With stat, a specified format is no longer automatically newline terminated.
If you want a newline at the end of your output, append `\n' to the format
string.
'df', 'du', and 'ls' now take the default block size from the
BLOCKSIZE environment variable if the BLOCK_SIZE, DF_BLOCK_SIZE,
DU_BLOCK_SIZE, and LS_BLOCK_SIZE environment variables are not set.
Unlike the other variables, though, BLOCKSIZE does not affect
values like 'ls -l' sizes that are normally displayed as bytes.
This new behavior is for compatibility with BSD.

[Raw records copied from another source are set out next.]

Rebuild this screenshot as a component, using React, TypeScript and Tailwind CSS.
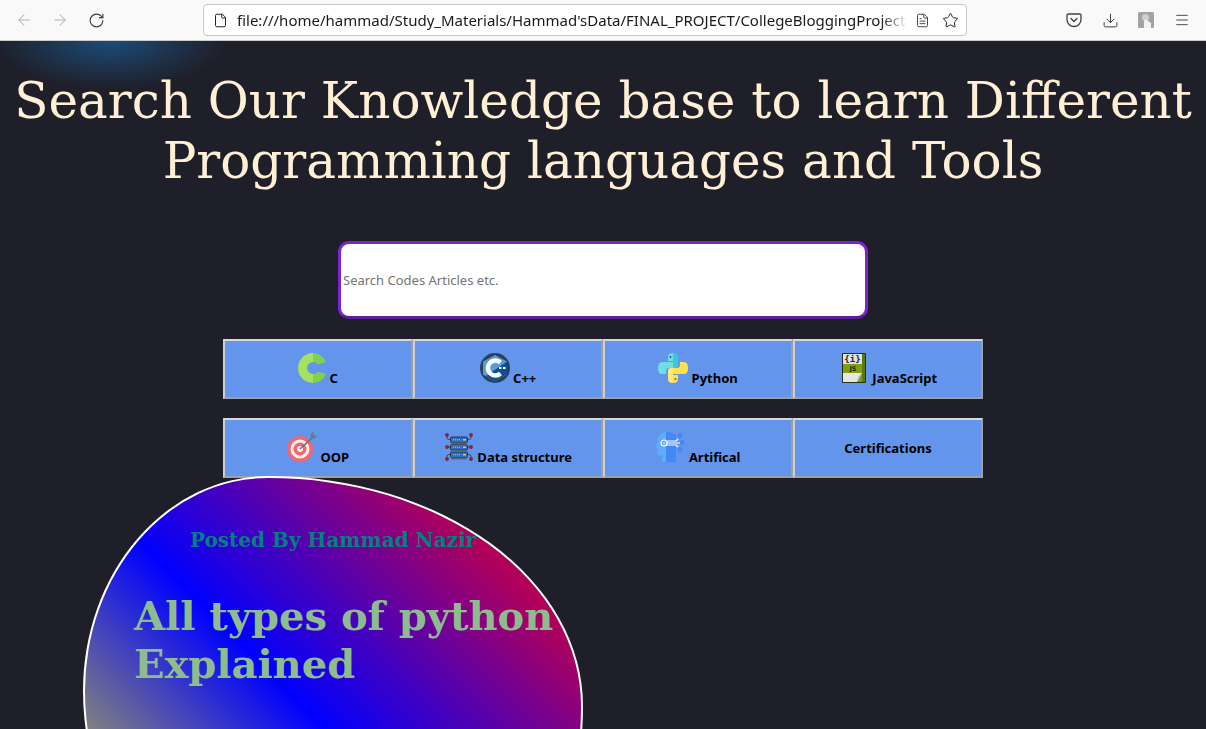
import React from 'react';
import { ArrowLeft, ArrowRight, RotateCw, File, FileText, Star, Download, Menu } from 'lucide-react';

const CIcon = () => (
  <svg width="28" height="30" viewBox="0 0 28 30" className="inline align-baseline">
    <path d="M15 0A15 15 0 0 0 15 30V21A6 6 0 0 1 15 9Z" fill="#a3e35f" />
    <path d="M15 0Q24 0 28 9L20 11.5Q18.5 9 15 9ZM15 30Q24 30 28 21L20 18.5Q18.5 21 15 21Z" fill="#7fcf55" />
  </svg>
);

const CppIcon = () => (
  <svg width="30" height="30" viewBox="0 0 30 30" className="inline align-baseline">
    <circle cx="15" cy="15" r="15" fill="#2b3f55" />
    <path d="M15 2 L27 8.5 V21.5 L15 28.5 L3 21.5 V8.5 Z" fill="#5a9bd8" />
    <path d="M27 8.5 V21.5 L15 28.5 L6 23 Z" fill="#0f4f96" />
    <path d="M20.5 9.5 A7.5 7.5 0 1 0 20.5 20.5" fill="none" stroke="#ffffff" strokeWidth="4.5" />
    <rect x="19" y="14" width="2.5" height="2" fill="#ffffff" />
    <rect x="23" y="14" width="2.5" height="2" fill="#ffffff" />
  </svg>
);

const PythonIcon = () => (
  <svg width="30" height="30" viewBox="0 0 30 30" className="inline align-baseline">
    <path d="M10 8V4Q10 0 15 0V8ZM7 9H15V15H11Q8 15 8 18V21H4Q0 21 0 15Q0 9 4 9Z" fill="#6fdde8" />
    <path d="M15 0Q20 0 20 4V12Q20 15 17 15H15V9H15V0Z" fill="#3fc6da" />
    <path d="M20 22V26Q20 30 15 30V22ZM23 21H15V15H19Q22 15 22 12V9H26Q30 9 30 15Q30 21 26 21Z" fill="#ffe14d" />
    <path d="M15 30Q10 30 10 26V18Q10 15 13 15H15V30Z" fill="#ffeb6b" />
    <circle cx="12.5" cy="4" r="1" fill="#2b5a66" />
    <circle cx="17.5" cy="26" r="1" fill="#7a6a10" />
  </svg>
);

const JsIcon = () => (
  <svg width="30" height="30" viewBox="0 0 30 30" className="inline align-baseline">
    <path d="M3.5 0.5H26.5V29.5H3.5Z" fill="#7f9e12" stroke="#27301a" />
    <rect x="4" y="1" width="19" height="10" fill="#e2e2e2" />
    <rect x="23" y="1" width="3" height="28" fill="#5a7a10" />
    <text x="13.5" y="9" fontSize="9" fontWeight="700" textAnchor="middle" fill="#222" fontFamily="DejaVu Sans Mono, monospace">{'{i}'}</text>
    <text x="14" y="18" fontSize="6.5" fontWeight="700" textAnchor="middle" fill="#1d2a05" fontFamily="DejaVu Sans, sans-serif">JS</text>
    <path d="M4 20H23L18 29H4Z" fill="#e6e6e6" />
    <path d="M18 29L19 24L23 20Z" fill="#bcbcbc" />
  </svg>
);

const OopIcon = () => (
  <svg width="30" height="30" viewBox="0 0 30 30" className="inline align-baseline">
    <circle cx="13" cy="17" r="13" fill="#f4656f" />
    <circle cx="13" cy="17" r="9.5" fill="#f5f0f0" />
    <circle cx="13" cy="17" r="6.5" fill="#f4656f" />
    <circle cx="13" cy="17" r="3" fill="#f5f0f0" />
    <path d="M13 17L25 6" stroke="#6b7280" strokeWidth="1.6" />
    <path d="M23 8L24 1L27 0L26 3L30 4L28 6L23 8Z" fill="#5f7d8c" />
  </svg>
);

const DataIcon = () => (
  <svg width="30" height="30" viewBox="0 0 30 30" className="inline align-baseline" fill="none">
    <path d="M3 3V5.5Q3 7.5 5 7.5H6M27 3V5.5Q27 7.5 25 7.5H24M3 15H6M27 15H24M3 27V24.5Q3 22.5 5 22.5H6M27 27V24.5Q27 22.5 25 22.5H24" stroke="#333" strokeWidth="0.8" />
    <rect x="6.5" y="5" width="17" height="5.5" rx="1" fill="#2a6fc9" stroke="#2d3340" />
    <rect x="6.5" y="12.5" width="17" height="5.5" rx="1" fill="#2a6fc9" stroke="#2d3340" />
    <rect x="6.5" y="20" width="17" height="5.5" rx="1" fill="#2a6fc9" stroke="#2d3340" />
    <rect x="7.5" y="10.5" width="15" height="2" fill="#5b6470" />
    <rect x="7.5" y="18" width="15" height="2" fill="#5b6470" />
    <rect x="7.5" y="25.5" width="15" height="2" fill="#5b6470" />
    <path d="M9 7.7H17M9 15.2H17M9 22.7H17" stroke="#9cc9f5" strokeWidth="1.1" strokeDasharray="1 1" />
    <path d="M19 7.7H22M19 15.2H22M19 22.7H22" stroke="#f2c230" strokeWidth="1.5" />
    <g fill="#b3132b" stroke="#333" strokeWidth="0.4">
      <circle cx="3" cy="3" r="1.7" />
      <circle cx="27" cy="3" r="1.7" />
      <circle cx="3" cy="15" r="1.7" />
      <circle cx="27" cy="15" r="1.7" />
      <circle cx="3" cy="27" r="1.7" />
      <circle cx="27" cy="27" r="1.7" />
    </g>
  </svg>
);

const AiIcon = () => (
  <svg width="30" height="30" viewBox="0 0 30 30" className="inline align-baseline" fill="none">
    <path d="M11 0C6 0 2.5 4 2.5 9.5L0 15L2.5 16.5V21Q2.5 23.5 5 23.5H7V30H11Z" fill="#62aafc" />
    <path d="M11 0Q17 0 21 3V30H11Z" fill="#4189f7" />
    <circle cx="25" cy="3.5" r="2.5" fill="#4189f7" />
    <circle cx="27" cy="10.5" r="2.5" fill="#4189f7" />
    <circle cx="25" cy="17.5" r="2.5" fill="#4189f7" />
    <circle cx="9" cy="11" r="3" stroke="#ffffff" strokeWidth="1.2" />
    <circle cx="9" cy="11" r="0.8" fill="#ffffff" />
    <path d="M12 9H21L23 7M12 11H25M12 13H21L23 15" stroke="#ffffff" strokeWidth="1.2" />
  </svg>
);

const PocketIcon = () => (
  <svg width="16" height="16" viewBox="0 0 16 16" fill="none" stroke="#3f3f46" strokeWidth="1.3">
    <path d="M2.5 2H13.5Q15 2 15 3.5V7.5A7 7 0 0 1 1 7.5V3.5Q1 2 2.5 2Z" />
    <path d="M5 6.5L8 9.5L11 6.5" strokeLinecap="round" strokeLinejoin="round" />
  </svg>
);

const AvatarIcon = () => (
  <svg width="16" height="16" viewBox="0 0 16 16">
    <rect width="16" height="16" rx="1.5" fill="#a2a2a2" />
    <circle cx="7.5" cy="5.5" r="3.5" fill="#cfcfcf" />
    <path d="M6 16V9Q6 7.5 8 7.5T10 9L13 11V16Z" fill="#eef3f8" />
  </svg>
);

const NavButton = ({ label, icon }: { label: string; icon?: React.ReactNode }) => (
  <button className={`h-[60px] border-2 border-t-[#d8d8d8] border-l-[#d0d0d0] border-r-[#a0a0a0] border-b-[#a0a0a0] bg-[#6495ed] text-center text-[13px] font-bold text-black ${icon ? 'pt-1' : 'pt-[2px]'}`}>
    {icon}
    {icon ? ' ' : ''}
    {label}
  </button>
);

export default function App() {
  return (
    <div className="h-[729px] w-[1206px] overflow-hidden bg-[#1f1f29] font-['Noto_Sans',sans-serif]">
      <div className="flex h-[41px] items-center border-b border-[#cccccc] bg-[#f9f9fa] px-[6px]">
        <button className="flex w-9 justify-center text-[#b4b4b6]"><ArrowLeft size={18} strokeWidth={1.4} /></button>
        <button className="flex w-9 justify-center text-[#b4b4b6]"><ArrowRight size={18} strokeWidth={1.4} /></button>
        <button className="flex w-9 justify-center text-[#3f3f46]"><RotateCw size={17} strokeWidth={1.6} /></button>
        <div className="ml-[89px] flex h-[32px] w-[764px] items-center rounded-[4px] border border-[#c8c8c8] bg-white pl-[9px]">
          <File size={15} strokeWidth={1.6} className="text-[#222222]" />
          <div className="ml-[9px] w-[671px] overflow-hidden whitespace-nowrap text-[15px] text-[#1a1a1a] [mask-image:linear-gradient(to_right,black_96%,transparent)]">
            file:///home/hammad/Study_Materials/Hammad'sData/FINAL_PROJECT/CollegeBloggingProject
          </div>
          <FileText size={15} strokeWidth={1.5} className="ml-[7px] text-[#3f3f46]" />
          <Star size={17} strokeWidth={1.4} className="ml-[12px] text-[#222222]" />
        </div>
        <div className="ml-auto flex items-center text-[#3f3f46]">
          <span className="flex w-9 justify-center"><PocketIcon /></span>
          <span className="flex w-9 justify-center"><Download size={17} strokeWidth={1.4} /></span>
          <span className="flex w-9 justify-center"><AvatarIcon /></span>
          <span className="flex w-9 justify-center"><Menu size={16} strokeWidth={1.4} /></span>
        </div>
      </div>

      <div className="bg-[radial-gradient(ellipse_115px_48px_at_110px_0px,#1b4c78,transparent)] pt-[30px]">
        <h1 className="text-center font-['DejaVu_Serif',serif] text-[50px] leading-[60px] text-[#ffefd5]">
          Search Our Knowledge base to learn Different
          <br />
          Programming languages and Tools
        </h1>

        <div className="mt-[50px] flex justify-center">
          <input
            type="text"
            placeholder="Search Codes Articles etc."
            className="h-[78px] w-[530px] rounded-[11px] border-[3px] border-t-[#7c22d6] border-l-[#7c22d6] border-r-[#7c22d6] border-b-[#5f1a9f] bg-white px-[2px] text-[13px] outline-none placeholder:text-[#757575]"
          />
        </div>

        <div className="mx-auto mt-[20px] grid w-[760px] grid-cols-4">
          <NavButton label="C" icon={<CIcon />} />
          <NavButton label="C++" icon={<CppIcon />} />
          <NavButton label="Python" icon={<PythonIcon />} />
          <NavButton label="JavaScript" icon={<JsIcon />} />
        </div>
        <div className="mx-auto mt-[19px] grid w-[760px] grid-cols-4">
          <NavButton label="OOP" icon={<OopIcon />} />
          <NavButton label="Data structure" icon={<DataIcon />} />
          <NavButton label="Artifical" icon={<AiIcon />} />
          <NavButton label="Certifications" />
        </div>

        <div className="relative -mt-[2px] ml-[83px] h-[500px] w-[500px] rounded-[37%_63%_40%_60%/43%_46%_54%_57%] border-2 border-white bg-[linear-gradient(45deg,gray_25%,blue_49%,#b0005a_83%)] pl-[49px] pt-[49px] font-['DejaVu_Serif',serif] font-bold">
          <div className="ml-[56px] text-[20px] leading-[26px] text-[#008080]">Posted By Hammad Nazir</div>
          <div className="mt-[39px] text-[40px] leading-[48px] text-[#8fbc8f]">
            All types of python
            <br />
            Explained
          </div>
        </div>
      </div>
    </div>
  );
}
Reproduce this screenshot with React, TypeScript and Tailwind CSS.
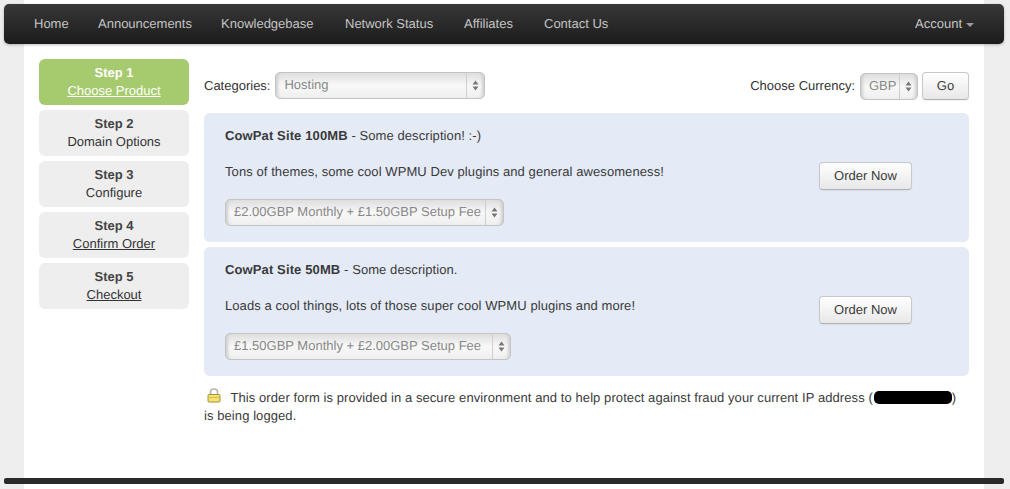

du accepts a new option --files0-from=FILE, where FILE contains a
list of NUL-terminated file names.
Date syntax as used by date -d, date -f, and touch -d has been
changed as follows:
Dates like `January 32' with out-of-range components are now rejected.
Dates can have fractional time stamps like 2004-02-27 14:19:13.489392193.
Dates can be entered via integer counts of seconds since 1970 when
prefixed by `@'. For example, address@hidden' represents 1970-01-01
00:05:21 UTC.
Time zone corrections can now separate hours and minutes with a colon,
and can follow standard abbreviations like "UTC". For example,
"UTC +0530" and "+05:30" are supported, and are both equivalent to "+0530".
Date values can now have leading TZ="..." assignments that override
the environment only while that date is being processed. For example,
the following shell command converts from Paris to New York time:
TZ="America/New_York" date --date='TZ="Europe/Paris" 2004-10-31 06:30'
`date' has a new option --iso-8601=ns that outputs
nanosecond-resolution time stamps.
echo -e '\xHH' now outputs a byte whose hexadecimal value is HH,
for compatibility with bash.
ls now exits with status 1 on minor problems, 2 if serious trouble.
ls has a new --hide=PATTERN option that behaves like
--ignore=PATTERN, except that it is overridden by -a or -A.
This can be useful for aliases, e.g., if lh is an alias for
"ls --hide='*~'", then "lh -A" lists the file "README~".
In the following cases POSIX allows the default GNU behavior,
so when POSIXLY_CORRECT is set:
false, printf, true, unlink, and yes all support --help and --option.
ls supports TABSIZE.
pr no longer depends on LC_TIME for the date format in non-POSIX locales.
printf supports \u, \U, \x.
tail supports two or more files when using the obsolete option syntax.
The usual `--' operand is now supported by chroot, hostid, hostname,
pwd, sync, and yes.
`od' now conforms to POSIX better, and is more compatible with BSD:
The older syntax "od [-abcdfilosx]... [FILE] [[+]OFFSET[.][b]]" now works
even without --traditional. This is a change in behavior if there
are one or two operands and the last one begins with +, or if
there are two operands and the latter one begins with a digit.
For example, "od foo 10" and "od +10" now treat the last operand as
an offset, not as a file name.
-h is no longer documented, and may be withdrawn in future versions.
Use -x or -t x2 instead.
-i is now equivalent to -t dI (not -t d2), and
-l is now equivalent to -t dL (not -t d4).
-s is now equivalent to -t d2. The old "-s[NUM]" or "-s NUM"
option has been renamed to "-S NUM".
The default output format is now -t oS, not -t o2, i.e., short int
rather than two-byte int. This makes a difference only on hosts like
Cray systems where the C short int type requires more than two bytes.
The stat option --filesystem has been renamed to --file-system, for
consistency with POSIX "file system" and with cp and du --one-file-system.
** Removed features
md5sum and sha1sum's undocumented --string option has been removed.
tail's undocumented --max-consecutive-size-changes option has been removed.